Estas impresiones que suelto sobre Intemperie no quieren decir que el autor no escriba estupedamente, pero quizá lo hace mejor cuando se contiene que cuando se le desmanda lo folclórico. “En cuanto el alguacil metió el mechero, el esparto prendió. El abrigo de las paredes del torreón y el calor de la jornada hicieron el resto. En unos segundos las llamas superaron la altura del quicio de la puerta hasta que sus puntas se perdieron en el interior del tubo.”

Inventar esas “puntas” a las llamas sería en puridad escribir bien, y no el conocer al completo el campo semántico del fuego.

Intemperie nos llega arrimada a Miguel Delibes y a Cormac McCarthy, pero yo la veo más cercanía con las novelas también lugareñas de David Vann (siempre situadas en Alaska) o de Per Petterson (Noruega, o algo); las pormenorizadas narraciones de cómo se destaza una liebre o de cómo se levanta una cabaña de madera en medio del bosque, que tantas páginas llenan alegremente en estas obras, me aburren bastante, la verdad.

También he encontrado similitud entre Intemperie y Un centímetro de mar, de Ignacio Ferrando, que asimismo agotaba todo el tesauro que tocaba a su asunto marino; y con Baruc en el río, de Rubén Abella, drama rural, a mi juicio, con un mayor equilibrio entre el peso de las palabras y el peso de la historia.

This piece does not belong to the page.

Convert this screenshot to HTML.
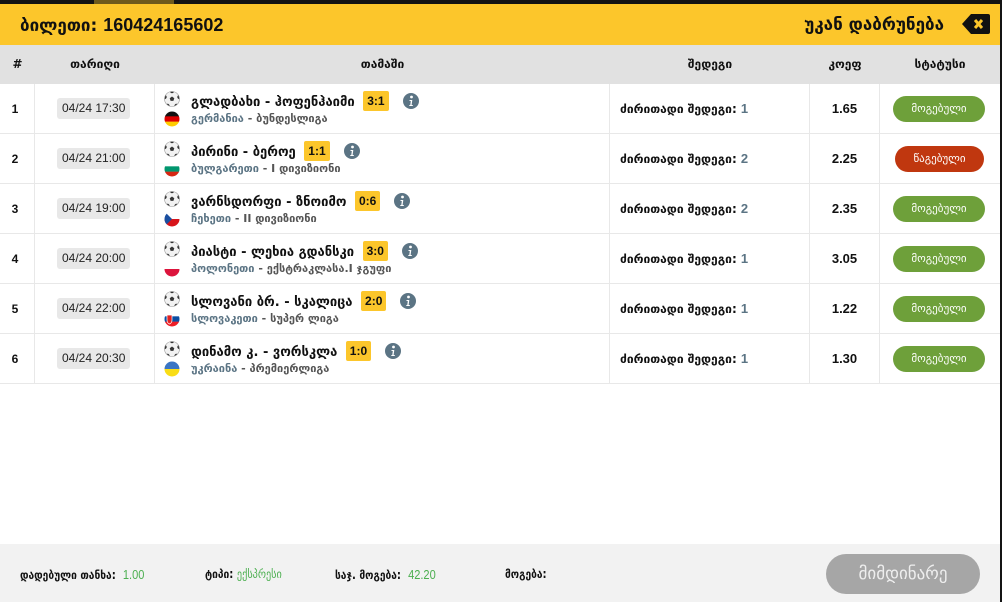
<!DOCTYPE html>
<html><head><meta charset="utf-8">
<style>
*{margin:0;padding:0;box-sizing:border-box}
body{width:1002px;height:602px;background:#141414;position:relative;overflow:hidden;font-family:"Liberation Sans","DejaVu Sans",sans-serif;color:#111}
.top{position:absolute;left:0;top:0;width:1002px;height:4px;background:#131313}
.top i{position:absolute;left:94px;top:0;width:80px;height:4px;background:#6f5a1c}
.modal{position:absolute;left:0;top:4px;width:1000px;height:598px;background:#fff}
.hdr{height:41px;background:#fcc62b;position:relative}
.hdr .t{position:absolute;left:20px;top:11px;font-size:17px;font-weight:bold;font-family:"DejaVu Sans","Liberation Sans",sans-serif}
.hdr .t span{font-family:"Liberation Sans",sans-serif;font-size:18px}
.hdr .b{position:absolute;right:56px;top:11px;font-size:17px;font-weight:bold;font-family:"DejaVu Sans",sans-serif}
.hdr svg{position:absolute;left:962px;top:10px}
.th{height:39px;background:#e1e1e1;position:relative;font-family:"DejaVu Sans",sans-serif;font-weight:bold;font-size:12px}
.th div{position:absolute;top:12px;text-align:center}
.row{height:50px;border-bottom:1px solid #e8e8e8;position:relative;font-size:12px}
.c{position:absolute;top:0;height:50px;border-right:1px solid #e8e8e8}
.num{left:0;width:35px;font-weight:bold;text-align:center;line-height:50px;padding-right:4px}
.date{left:35px;width:120px}
.date span{position:absolute;left:22px;top:14px;background:#e8e8e8;border-radius:3px;padding:3px 5px;font-size:12px;line-height:15px;color:#222}
.match{left:155px;width:455px}
.res{left:610px;width:200px;font-family:"DejaVu Sans",sans-serif;font-weight:bold;font-size:12px;padding:17px 0 0 10px}
.res b{color:#5b7484;font-family:"Liberation Sans",sans-serif;font-size:13px}
.coef{left:810px;width:70px;text-align:center;line-height:50px;font-weight:bold;font-size:13px}
.st{left:880px;width:120px;border-right:none}
.st span{position:absolute;left:13px;top:12px;width:92px;height:26px;border-radius:13px;background:#6ea03a;color:#fff;text-align:center;line-height:26px;font-family:"DejaVu Sans",sans-serif;font-size:11px}
.st span.r{background:#c0370f;left:15px;width:89px}
.ball{position:absolute;left:9px;top:7px}
.flag{position:absolute;left:9px;top:27px}
.mt{position:absolute;left:36px;top:7px;font-family:"DejaVu Sans",sans-serif;font-weight:bold;font-size:13px;white-space:nowrap}
.sc{display:inline-block;background:#fcc62b;font-family:"Liberation Sans",sans-serif;font-size:12px;padding:3px 4px;border-radius:2px;margin-left:4px;vertical-align:1px}
.info{display:inline-block;vertical-align:-3px;margin-left:14px}
.lg{position:absolute;left:36px;top:28px;font-family:"DejaVu Sans",sans-serif;font-size:11px;color:#555;white-space:nowrap;font-weight:bold}
.lg b{color:#5b7484}
.ft{position:absolute;left:0;top:540px;width:1000px;height:58px;background:#f2f2f2;font-family:"DejaVu Sans",sans-serif;font-size:12px;font-weight:bold}
.ft .l{position:absolute;top:23px;transform:scaleX(.85);transform-origin:left}
.ft .g{color:#4caf50;font-weight:normal;font-family:"Liberation Sans",sans-serif;font-size:13px}
.btn{position:absolute;left:826px;top:10px;width:154px;height:40px;border-radius:20px;background:#a6a6a6;color:#eee;text-align:center;line-height:40px;font-size:17px;font-weight:normal}
</style></head><body>
<div class="top"><i></i></div>
<div class="modal">
<div class="hdr"><div class="t">ბილეთი: <span>160424165602</span></div><div class="b">უკან დაბრუნება</div>
<svg width="28" height="20" viewBox="0 0 28 20"><path d="M9 0H26Q28 0 28 2V18Q28 20 26 20H9L0 10Z" fill="#111"/><path d="M13 6L20 14M20 6L13 14" stroke="#fcc62b" stroke-width="3"/></svg></div>
<div class="th"><div style="left:0;width:35px">#</div><div style="left:35px;width:120px">თარიღი</div><div style="left:155px;width:455px">თამაში</div><div style="left:610px;width:200px">შედეგი</div><div style="left:810px;width:70px">კოეფ</div><div style="left:880px;width:120px">სტატუსი</div></div>

<div id="rows"></div>
<div class="ft">
<div class="l" style="left:20px">დადებული თანხა: &nbsp;<span class="g">1.00</span></div>
<div class="l" style="left:205px">ტიპი: <span class="g" style="font-family:'DejaVu Sans';font-size:12px">ექსპრესი</span></div>
<div class="l" style="left:335px">საჯ. მოგება: &nbsp;<span class="g">42.20</span></div>
<div class="l" style="left:505px">მოგება:</div>
<div class="btn">მიმდინარე</div>
</div>
</div>
<script>
var ball='<svg class="ball" width="16" height="16" viewBox="0 0 16 16"><defs><clipPath id="bc"><circle cx="8" cy="8" r="7.5"/></clipPath></defs><circle cx="8" cy="8" r="7.5" fill="#f2f2f2"/><g clip-path="url(#bc)" fill="#333"><path d="M8 5.5L10.3 7.2 9.4 9.9H6.6L5.7 7.2Z"/><circle cx="8" cy="0" r="2.2"/><circle cx="0.5" cy="6" r="2.2"/><circle cx="15.5" cy="6" r="2.2"/><circle cx="3.5" cy="15" r="2.2"/><circle cx="12.5" cy="15" r="2.2"/></g><circle cx="8" cy="8" r="7.5" fill="none" stroke="#999" stroke-width=".6"/></svg>';
function flag(c,v){var s='<svg class="flag" width="16" height="16" viewBox="0 0 16 16"><defs><clipPath id="k'+c.join('')+'"><circle cx="8" cy="8" r="7.5"/></clipPath></defs><g clip-path="url(#k'+c.join('')+')">';
var h=16/c.length;for(var i=0;i<c.length;i++)s+='<rect x="0" y="'+(i*h)+'" width="16" height="'+(h+0.2)+'" fill="'+c[i]+'"/>';
if(v=='cz')s+='<path d="M0 0L8 8L0 16Z" fill="#1a4fa0"/>';if(v=='sk')s+='<path d="M3 4H8V9Q8 12 5.5 13Q3 12 3 9Z" fill="#e02020" stroke="#fff" stroke-width=".7"/>';
return s+'</g></svg>';}
var info='<svg class="info" width="16" height="16" viewBox="0 0 16 16"><circle cx="8" cy="8" r="8" fill="#5b7484"/><circle cx="8.5" cy="4" r="1.4" fill="#fff"/><path d="M6.5 7H9.3L8.6 12H9.8V13H6.3V12H7.3L7.8 8H6.5Z" fill="#fff"/></svg>';
var d=[["04/24 17:30","გლადბახი - ჰოფენჰაიმი","3:1","გერმანია","ბუნდესლიგა",["#111","#d00","#fc0"],"","1","1.65",0],
["04/24 21:00","პირინი - ბეროე","1:1","ბულგარეთი","I დივიზიონი",["#fff","#00966e","#d62612"],"","2","2.25",1],
["04/24 19:00","ვარნსდორფი - ზნოიმო","0:6","ჩეხეთი","II დივიზიონი",["#fff","#d7141a"],"cz","2","2.35",0],
["04/24 20:00","პიასტი - ლეხია გდანსკი","3:0","პოლონეთი","ექსტრაკლასა.I ჯგუფი",["#fff","#dc143c"],"","1","3.05",0],
["04/24 22:00","სლოვანი ბრ. - სკალიცა","2:0","სლოვაკეთი","სუპერ ლიგა",["#fff","#0b4ea2","#ee1c25"],"sk","1","1.22",0],
["04/24 20:30","დინამო კ. - ვორსკლა","1:0","უკრაინა","პრემიერლიგა",["#3a75c4","#f9dd16"],"","1","1.30",0]];
var h='';d.forEach(function(r,i){h+='<div class="row"><div class="c num">'+(i+1)+'</div><div class="c date"><span>'+r[0]+'</span></div><div class="c match">'+ball+flag(r[5],r[6])+'<div class="mt">'+r[1]+' <span class="sc">'+r[2]+'</span>'+info+'</div><div class="lg"><b>'+r[3]+'</b> - '+r[4]+'</div></div><div class="c res">ძირითადი შედეგი: <b>'+r[7]+'</b></div><div class="c coef">'+r[8]+'</div><div class="c st">'+(r[9]?'<span class="r">წაგებული</span>':'<span>მოგებული</span>')+'</div></div>';});
document.getElementById('rows').innerHTML=h;
</script>
</body></html>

Intemperie puede entenderse como un toque de atención a los autores demasiado modernos, pero también como un callejón sin salida para la literatura de nuestro país, que evidentemente no puede revitalizarse haciéndose vieja.

Serás un escritor español nacido en la década de los 70 y tendrás que elegir: modernidad o tradición; David Foster Wallace o Francisco Umbral; campo o ciudad; bigote o mechas; boina o tatuajes. La elección, en realidad, la hará por ti un tipo desde un periódico, pero te verás igualmente condenado: esto eres.

Afirma Manuel Vilas en la solapa de sus novelas que en ellas practica “una forma de narrar propia del siglo XXI”. La frase cobra sentido si uno lee Intemperie, de Jesús Carrasco, pues de primeras resulta casi perogrullesco que alguien que escribe su novela en 2011 y la publica en 2013 sea un escritor del siglo XXI, énfasis al margen.